In a service in Memorial Church attended by about 50 people, colleagues from Harvard and from several southern black colleges remembered his role as a trailblazer in black education.
"It is not often the case that a dean of anything rises to the rank of hero, here or anywhere else," said Plummer Professor of Christian Morals Peter J. Gomes, who said his own brief turn at teaching in the South had been inspired by Monro's example.
Richard E. Arrington Jr., former mayor of Birmingham, Ala., and Hubert E. Sapp '67, who worked with Monro at Miles College, described him as an administrator who involved himself in the lives of his students.
"These students were the absolute poorest in the nation," Arrington said. "They all so badly needed inspiration. John infused so many of these young people with a new vision."
In addition to his administrative responsibilities at Miles, Monro taught a writing class for first-year students. Sapp recalled him leaving his office at night carrying piles of blue books filled with essays.
"No matter how large a place he started from," Sapp said, "he gave his full attention to each individual, each task that he had before him."
Fred L. Glimp '50, former dean of Harvard College, told how Monro transformed financial aid at the University by devising some of the first formulas based on students' individual needs.
Monro also started Harvard Student Agencies, which sponsored student businesses, to support undergraduates whose financial situations required the additional income.
"He created a powerful vision of a more varied and energized Harvard in a changing America," Glimp said.

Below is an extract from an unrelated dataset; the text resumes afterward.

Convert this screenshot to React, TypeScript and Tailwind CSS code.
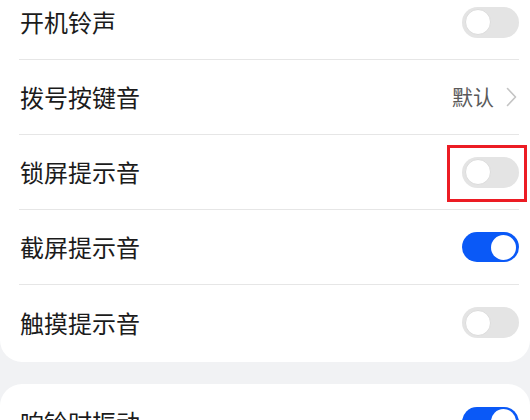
import type { ReactNode } from 'react';

type Row = {
  label: string;
  kind: 'toggle' | 'link';
  on?: boolean;
  value?: string;
  marked?: boolean;
};

const soundRows: Row[] = [
  { label: '开机铃声', kind: 'toggle', on: false },
  { label: '拨号按键音', kind: 'link', value: '默认' },
  { label: '锁屏提示音', kind: 'toggle', on: false, marked: true },
  { label: '截屏提示音', kind: 'toggle', on: true },
  { label: '触摸提示音', kind: 'toggle', on: false },
];

function Toggle({ on }: { on: boolean }) {
  return (
    <div
      className={
        on
          ? 'flex h-[30px] w-[57px] items-center justify-end rounded-full bg-[#0a59f7] px-[3px]'
          : 'flex h-[31px] w-[57px] items-center justify-start rounded-full bg-[#e4e4e4] px-[3px]'
      }
    >
      <div
        className={
          on
            ? 'h-[25px] w-[25px] rounded-full bg-white'
            : 'h-[26px] w-[26px] rounded-full border border-[#dcdcdc] bg-white'
        }
      />
    </div>
  );
}

function Chevron() {
  return (
    <svg width="11" height="20" viewBox="0 0 11 20" fill="none">
      <path d="M1.5 1.5 L9.5 10 L1.5 18.5" stroke="#c4c4c4" strokeWidth="1.6" strokeLinecap="round" strokeLinejoin="round" />
    </svg>
  );
}

function SettingRow({ row, last }: { row: Row; last: boolean }) {
  let right: ReactNode;
  if (row.kind === 'link') {
    right = (
      <div className="flex items-center gap-[12px] pr-[2px]">
        <span className="text-[21px] text-[#5a5a5a]">{row.value}</span>
        <Chevron />
      </div>
    );
  } else {
    right = (
      <div className="relative">
        <Toggle on={!!row.on} />
        {row.marked && (
          <div className="absolute -bottom-[14px] -left-[15px] -right-[8px] -top-[12px] border-[3px] border-[#ec1c24]" />
        )}
      </div>
    );
  }

  return (
    <div
      className={
        last
          ? 'ml-[19px] mr-[11px] flex h-[75px] items-center justify-between'
          : 'ml-[19px] mr-[11px] flex h-[75px] items-center justify-between border-b border-[#e6e6e6]'
      }
    >
      <span className="pl-[1px] text-[24px] text-[#1b1b1b]">{row.label}</span>
      {right}
    </div>
  );
}

export default function App() {
  return (
    <div
      className="h-[420px] w-[530px] overflow-hidden bg-[#f1f2f4]"
      style={{ fontFamily: '"Noto Sans CJK SC", "Noto Sans", sans-serif' }}
    >
      <section className="-mt-[15px] rounded-b-[22px] bg-white pt-0">
        {soundRows.map((row, i) => (
          <SettingRow key={row.label} row={row} last={i === soundRows.length - 1} />
        ))}
        <div className="h-[2px]" />
      </section>

      <section className="mt-[22px] rounded-t-[22px] bg-white">
        <SettingRow row={{ label: '响铃时振动', kind: 'toggle', on: true }} last />
      </section>
    </div>
  );
}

Gomes, who was a student at Harvard Divinity School at the time Monro left, said the surprising departure influenced his own life decisions. When he heard that the College dean had left for "deepest, darkest Alabama," Gomes said, he decided to head to Alabama himself, where he spent two years teaching before returning to Harvard.
The two met once during those years. When Gomes addressed him as "Dean Monro," though, the former Harvard administrator corrected him-he was now just director of freshman studies.
After the service, Jane W. Sapp, who taught at Miles with her husband Hubert Sapp, said the day's tributes had revived memories of the years she worked alongside Monro.
"You know, a lot of this stuff makes it sound like John Monro was a saint, like he was bigger than life," she said. "But he really was. For all the people who knew him, every word expressed today was true. He was an example of the best of humanity."